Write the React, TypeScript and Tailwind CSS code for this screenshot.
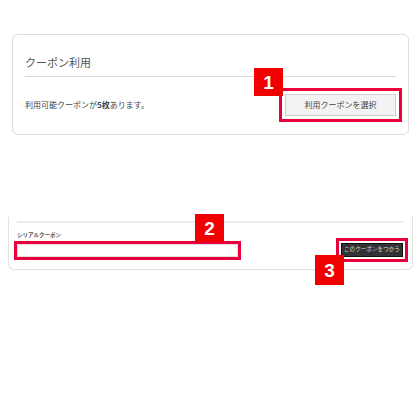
import React from 'react'

const jp = "font-['Noto_Sans_CJK_JP','Noto_Sans',sans-serif]"

function Badge({ n, className }: { n: string; className: string }) {
  return (
    <div
      className={`absolute flex h-[28px] w-[29px] items-center justify-center bg-[#f00000] text-white font-bold text-[19px] leading-none font-['Liberation_Sans',sans-serif] ${className}`}
    >
      {n}
    </div>
  )
}

export default function App() {
  return (
    <div className={`w-[420px] h-[420px] bg-white pt-[34px] ${jp}`}>
      {/* coupon usage card */}
      <div className="relative ml-[12px] w-[397px] rounded-[6px] border border-[#dcdcdc] px-[12px] pt-[18px] pb-[18px]">
        <div className="border-b border-[#d9d9d9] pb-[5px] text-[11px] leading-[18px] text-[#555]">
          クーポン利用
        </div>
        <div className="mt-[17px] flex items-center justify-between">
          <p className="text-[8px] leading-[12px] text-[#444]">
            利用可能クーポンが<b className="font-bold">5枚</b>あります。
          </p>
          <button className="h-[22px] w-[111px] rounded-none border border-[#cfcfcf] bg-[#f3f3f3] text-[8px] text-[#444] outline-[3px] outline-solid outline-[#e8003d] outline-offset-[3px]">
            利用クーポンを選択
          </button>
        </div>
        <Badge n="1" className="left-[241px] top-[33px]" />
      </div>

      {/* serial coupon */}
      <div className="relative mt-[82px] ml-[8px] w-[405px] rounded-b-[6px] border-x border-b border-[#e2e2e2] px-[8px] pt-[4px] pb-[12px]">
        <div className="h-[2px] bg-[#ececec]" />
        <div className="mt-[8px] text-[5.5px] leading-[8px] font-bold text-[#555]">
          シリアルクーポン
        </div>
        <div className="mt-[4px] flex items-end justify-between pr-[1px]">
          <input
            className="h-[13px] w-[221px] rounded-none border border-[#dedede] bg-white outline-[3px] outline-solid outline-[#e8003d] outline-offset-[0px]"
            readOnly
          />
          <button className="h-[14px] w-[62px] rounded-none border border-[#111] bg-[#333] text-[5.6px] leading-none text-[#ddd] outline-[3px] outline-solid outline-[#e8003d] outline-offset-[2px]">
            このクーポンをつかう
          </button>
        </div>
        <Badge n="2" className="left-[186px] top-[-3px]" />
        <Badge n="3" className="left-[306px] top-[38px] h-[30px]" />
      </div>
    </div>
  )
}
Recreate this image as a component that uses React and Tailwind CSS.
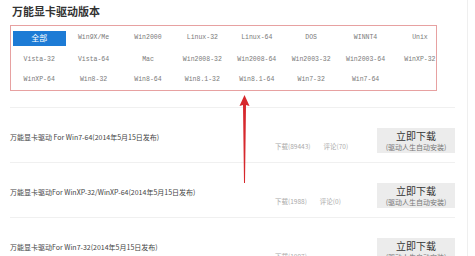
import React from 'react'

const versions = [
	'全部', 'Win9X/Me', 'Win2000', 'Linux-32', 'Linux-64', 'DOS', 'WINNT4', 'Unix',
	'Vista-32', 'Vista-64', 'Mac', 'Win2008-32', 'Win2008-64', 'Win2003-32', 'Win2003-64', 'WinXP-32',
	'WinXP-64', 'Win8-32', 'Win8-64', 'Win8.1-32', 'Win8.1-64', 'Win7-32', 'Win7-64',
]

const drivers = [
	{ title: '万能显卡驱动 For Win7-64(2014年5月15日发布)', downloads: '89443', comments: '70' },
	{ title: '万能显卡驱动For WinXP-32/WinXP-64(2014年5月15日发布)', downloads: '1988', comments: '0' },
	{ title: '万能显卡驱动For Win7-32(2014年5月15日发布)', downloads: '1097', comments: null },
]

const cjk = { fontFamily: '"Noto Sans CJK SC", "Noto Sans", sans-serif' }
const mono = { fontFamily: '"Liberation Mono", "Noto Sans CJK SC", monospace' }

function Arrow() {
	return (
		<svg className="absolute left-[238px] top-[94px]" width="14" height="92" viewBox="0 0 14 92">
			<path d="M6.5 1 L11.5 12 L8 11 L7 89 L6 89 L5 11 L1.5 12 Z" fill="#d6282d" />
		</svg>
	)
}

export default function App() {
	return (
		<div className="relative h-[256px] w-[475px] overflow-hidden bg-white text-[#333]" style={cjk}>
			<div className="h-[256px] w-[468px] border-r border-[#efefef] pl-[10px]">
				<div className="flex h-[25px] items-center pb-[3px] pl-[2px] text-[11px] font-bold leading-none">
					万能显卡驱动版本
				</div>

				<div className="w-[427px] border border-[#e7a1a1] pt-[1px]">
					<div className="ml-[1px] grid grid-cols-[repeat(8,54.4px)] grid-rows-[22px_21px_20px]">
						{versions.map((v, i) => (
							<div key={v} className="flex items-center justify-center">
								{i === 0 ? (
									<span className="flex h-[15px] w-[53px] items-center justify-center bg-[#1d7bd5] text-[8px] text-white" style={cjk}>
										{v}
									</span>
								) : (
									<span className="whitespace-nowrap text-[6.5px] text-[#7a7a7a]" style={mono}>
										{v}
									</span>
								)}
							</div>
						))}
					</div>
				</div>

				<div className="mt-[16px] w-[445px] border-t border-[#f0f0f0]">
					{drivers.map((d) => (
						<div key={d.title} className="flex h-[55px] border-b border-[#f0f0f0]">
							<p className="mt-[24px] flex-1 whitespace-nowrap text-[7px] leading-[10px] text-[#444]">{d.title}</p>
							<div className="mr-[16px] mt-[33px] flex w-[86px] gap-[13px] whitespace-nowrap text-[6.5px] leading-[10px] text-[#aaa]">
								<span>下载({d.downloads})</span>
								{d.comments !== null && <span>评论({d.comments})</span>}
							</div>
							<div className="mt-[20px] flex h-[25px] w-[78px] flex-col items-center bg-[#ececec] pt-[1px]">
								<span className="text-[10px] leading-[13px] text-[#333]">立即下载</span>
								<span className="text-[7px] leading-[10px] text-[#777]">(驱动人生自动安装)</span>
							</div>
						</div>
					))}
				</div>
			</div>
			<Arrow />
		</div>
	)
}
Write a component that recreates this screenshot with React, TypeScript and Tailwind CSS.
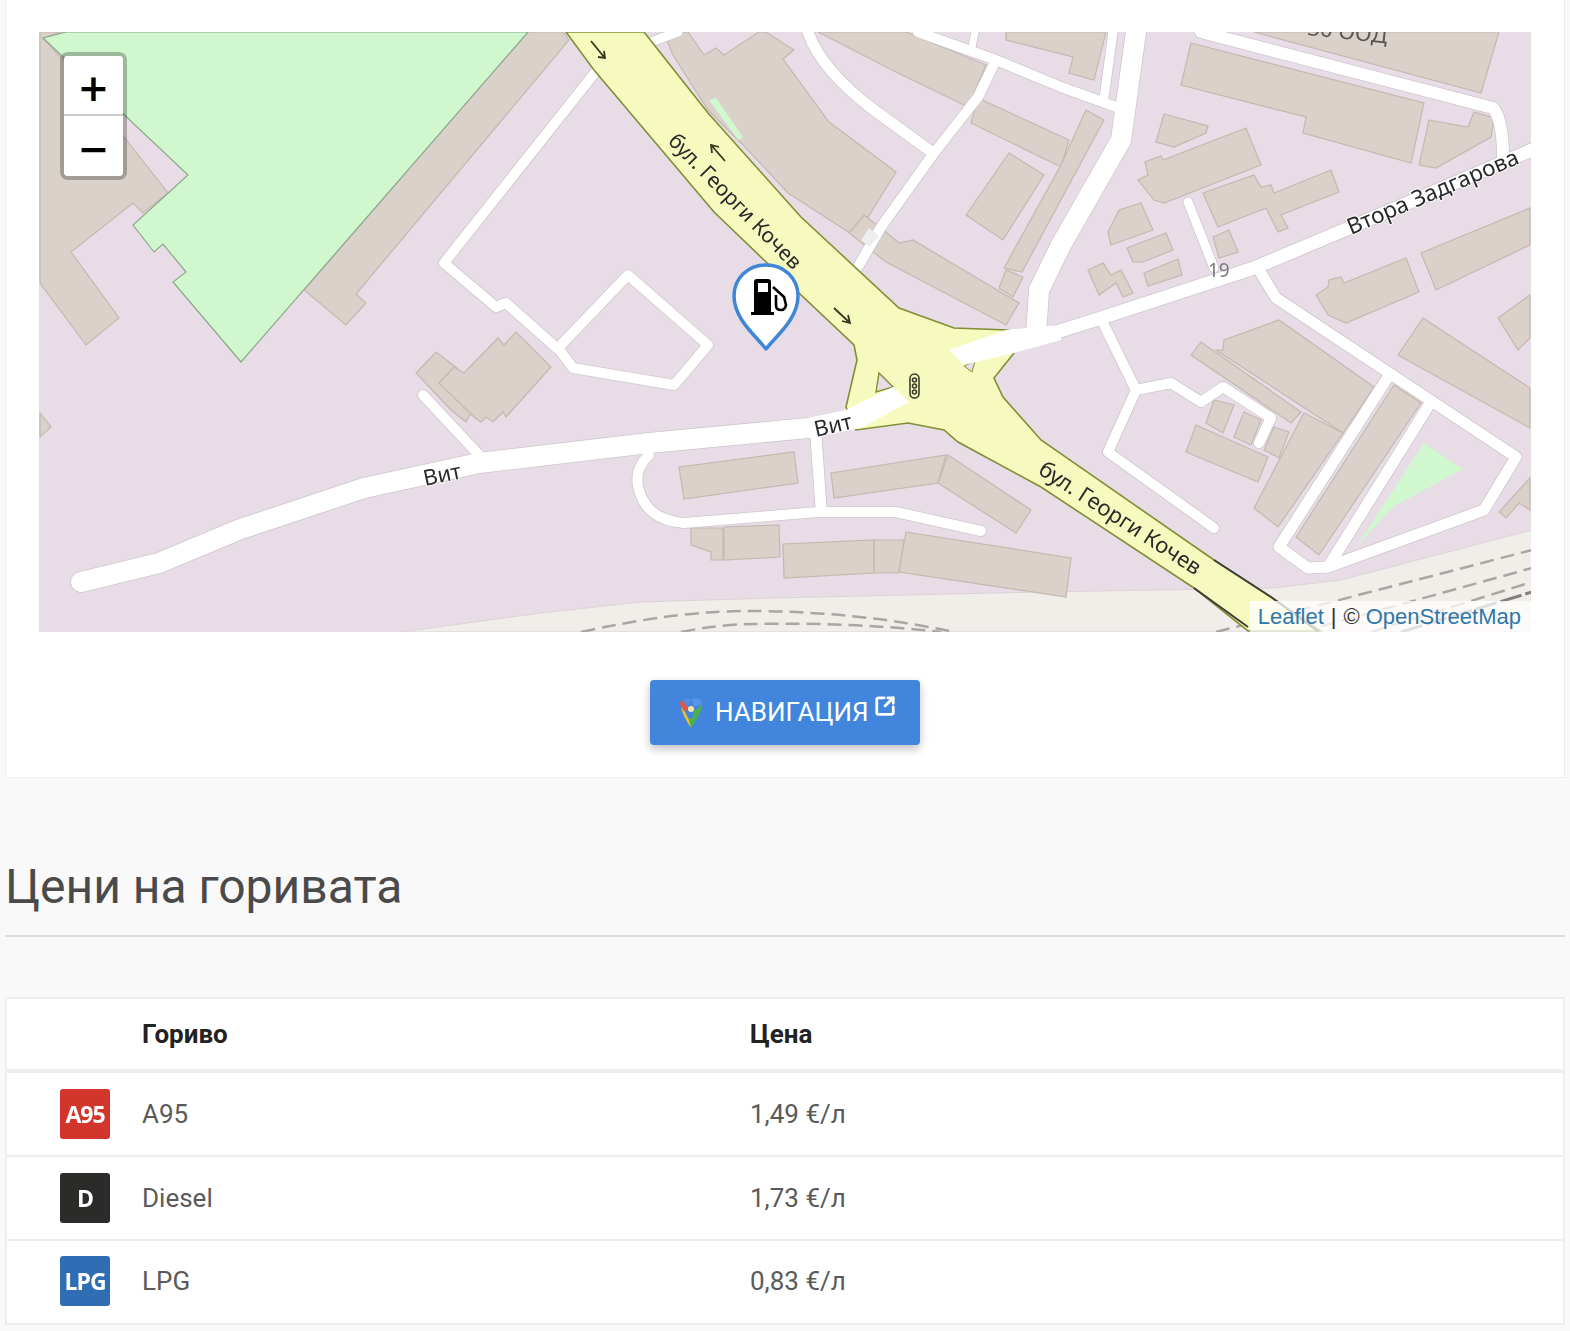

-------------------------

Objective> The records above should be reproduced exactly, with no pictures included.

Answer>
Write the React, TypeScript and Tailwind CSS code for this screenshot.
import React from 'react'

const jp = "font-['Noto_Sans_CJK_JP','Noto_Sans',sans-serif]"

function Badge({ n, className }: { n: string; className: string }) {
  return (
    <div
      className={`absolute flex h-[28px] w-[29px] items-center justify-center bg-[#f00000] text-white font-bold text-[19px] leading-none font-['Liberation_Sans',sans-serif] ${className}`}
    >
      {n}
    </div>
  )
}

export default function App() {
  return (
    <div className={`w-[420px] h-[420px] bg-white pt-[34px] ${jp}`}>
      {/* coupon usage card */}
      <div className="relative ml-[12px] w-[397px] rounded-[6px] border border-[#dcdcdc] px-[12px] pt-[18px] pb-[18px]">
        <div className="border-b border-[#d9d9d9] pb-[5px] text-[11px] leading-[18px] text-[#555]">
          クーポン利用
        </div>
        <div className="mt-[17px] flex items-center justify-between">
          <p className="text-[8px] leading-[12px] text-[#444]">
            利用可能クーポンが<b className="font-bold">5枚</b>あります。
          </p>
          <button className="h-[22px] w-[111px] rounded-none border border-[#cfcfcf] bg-[#f3f3f3] text-[8px] text-[#444] outline-[3px] outline-solid outline-[#e8003d] outline-offset-[3px]">
            利用クーポンを選択
          </button>
        </div>
        <Badge n="1" className="left-[241px] top-[33px]" />
      </div>

      {/* serial coupon */}
      <div className="relative mt-[82px] ml-[8px] w-[405px] rounded-b-[6px] border-x border-b border-[#e2e2e2] px-[8px] pt-[4px] pb-[12px]">
        <div className="h-[2px] bg-[#ececec]" />
        <div className="mt-[8px] text-[5.5px] leading-[8px] font-bold text-[#555]">
          シリアルクーポン
        </div>
        <div className="mt-[4px] flex items-end justify-between pr-[1px]">
          <input
            className="h-[13px] w-[221px] rounded-none border border-[#dedede] bg-white outline-[3px] outline-solid outline-[#e8003d] outline-offset-[0px]"
            readOnly
          />
          <button className="h-[14px] w-[62px] rounded-none border border-[#111] bg-[#333] text-[5.6px] leading-none text-[#ddd] outline-[3px] outline-solid outline-[#e8003d] outline-offset-[2px]">
            このクーポンをつかう
          </button>
        </div>
        <Badge n="2" className="left-[186px] top-[-3px]" />
        <Badge n="3" className="left-[306px] top-[38px] h-[30px]" />
      </div>
    </div>
  )
}
Recreate this image as a component that uses React and Tailwind CSS.
import React from 'react'

const versions = [
	'全部', 'Win9X/Me', 'Win2000', 'Linux-32', 'Linux-64', 'DOS', 'WINNT4', 'Unix',
	'Vista-32', 'Vista-64', 'Mac', 'Win2008-32', 'Win2008-64', 'Win2003-32', 'Win2003-64', 'WinXP-32',
	'WinXP-64', 'Win8-32', 'Win8-64', 'Win8.1-32', 'Win8.1-64', 'Win7-32', 'Win7-64',
]

const drivers = [
	{ title: '万能显卡驱动 For Win7-64(2014年5月15日发布)', downloads: '89443', comments: '70' },
	{ title: '万能显卡驱动For WinXP-32/WinXP-64(2014年5月15日发布)', downloads: '1988', comments: '0' },
	{ title: '万能显卡驱动For Win7-32(2014年5月15日发布)', downloads: '1097', comments: null },
]

const cjk = { fontFamily: '"Noto Sans CJK SC", "Noto Sans", sans-serif' }
const mono = { fontFamily: '"Liberation Mono", "Noto Sans CJK SC", monospace' }

function Arrow() {
	return (
		<svg className="absolute left-[238px] top-[94px]" width="14" height="92" viewBox="0 0 14 92">
			<path d="M6.5 1 L11.5 12 L8 11 L7 89 L6 89 L5 11 L1.5 12 Z" fill="#d6282d" />
		</svg>
	)
}

export default function App() {
	return (
		<div className="relative h-[256px] w-[475px] overflow-hidden bg-white text-[#333]" style={cjk}>
			<div className="h-[256px] w-[468px] border-r border-[#efefef] pl-[10px]">
				<div className="flex h-[25px] items-center pb-[3px] pl-[2px] text-[11px] font-bold leading-none">
					万能显卡驱动版本
				</div>

				<div className="w-[427px] border border-[#e7a1a1] pt-[1px]">
					<div className="ml-[1px] grid grid-cols-[repeat(8,54.4px)] grid-rows-[22px_21px_20px]">
						{versions.map((v, i) => (
							<div key={v} className="flex items-center justify-center">
								{i === 0 ? (
									<span className="flex h-[15px] w-[53px] items-center justify-center bg-[#1d7bd5] text-[8px] text-white" style={cjk}>
										{v}
									</span>
								) : (
									<span className="whitespace-nowrap text-[6.5px] text-[#7a7a7a]" style={mono}>
										{v}
									</span>
								)}
							</div>
						))}
					</div>
				</div>

				<div className="mt-[16px] w-[445px] border-t border-[#f0f0f0]">
					{drivers.map((d) => (
						<div key={d.title} className="flex h-[55px] border-b border-[#f0f0f0]">
							<p className="mt-[24px] flex-1 whitespace-nowrap text-[7px] leading-[10px] text-[#444]">{d.title}</p>
							<div className="mr-[16px] mt-[33px] flex w-[86px] gap-[13px] whitespace-nowrap text-[6.5px] leading-[10px] text-[#aaa]">
								<span>下载({d.downloads})</span>
								{d.comments !== null && <span>评论({d.comments})</span>}
							</div>
							<div className="mt-[20px] flex h-[25px] w-[78px] flex-col items-center bg-[#ececec] pt-[1px]">
								<span className="text-[10px] leading-[13px] text-[#333]">立即下载</span>
								<span className="text-[7px] leading-[10px] text-[#777]">(驱动人生自动安装)</span>
							</div>
						</div>
					))}
				</div>
			</div>
			<Arrow />
		</div>
	)
}
Write a component that recreates this screenshot with React, TypeScript and Tailwind CSS.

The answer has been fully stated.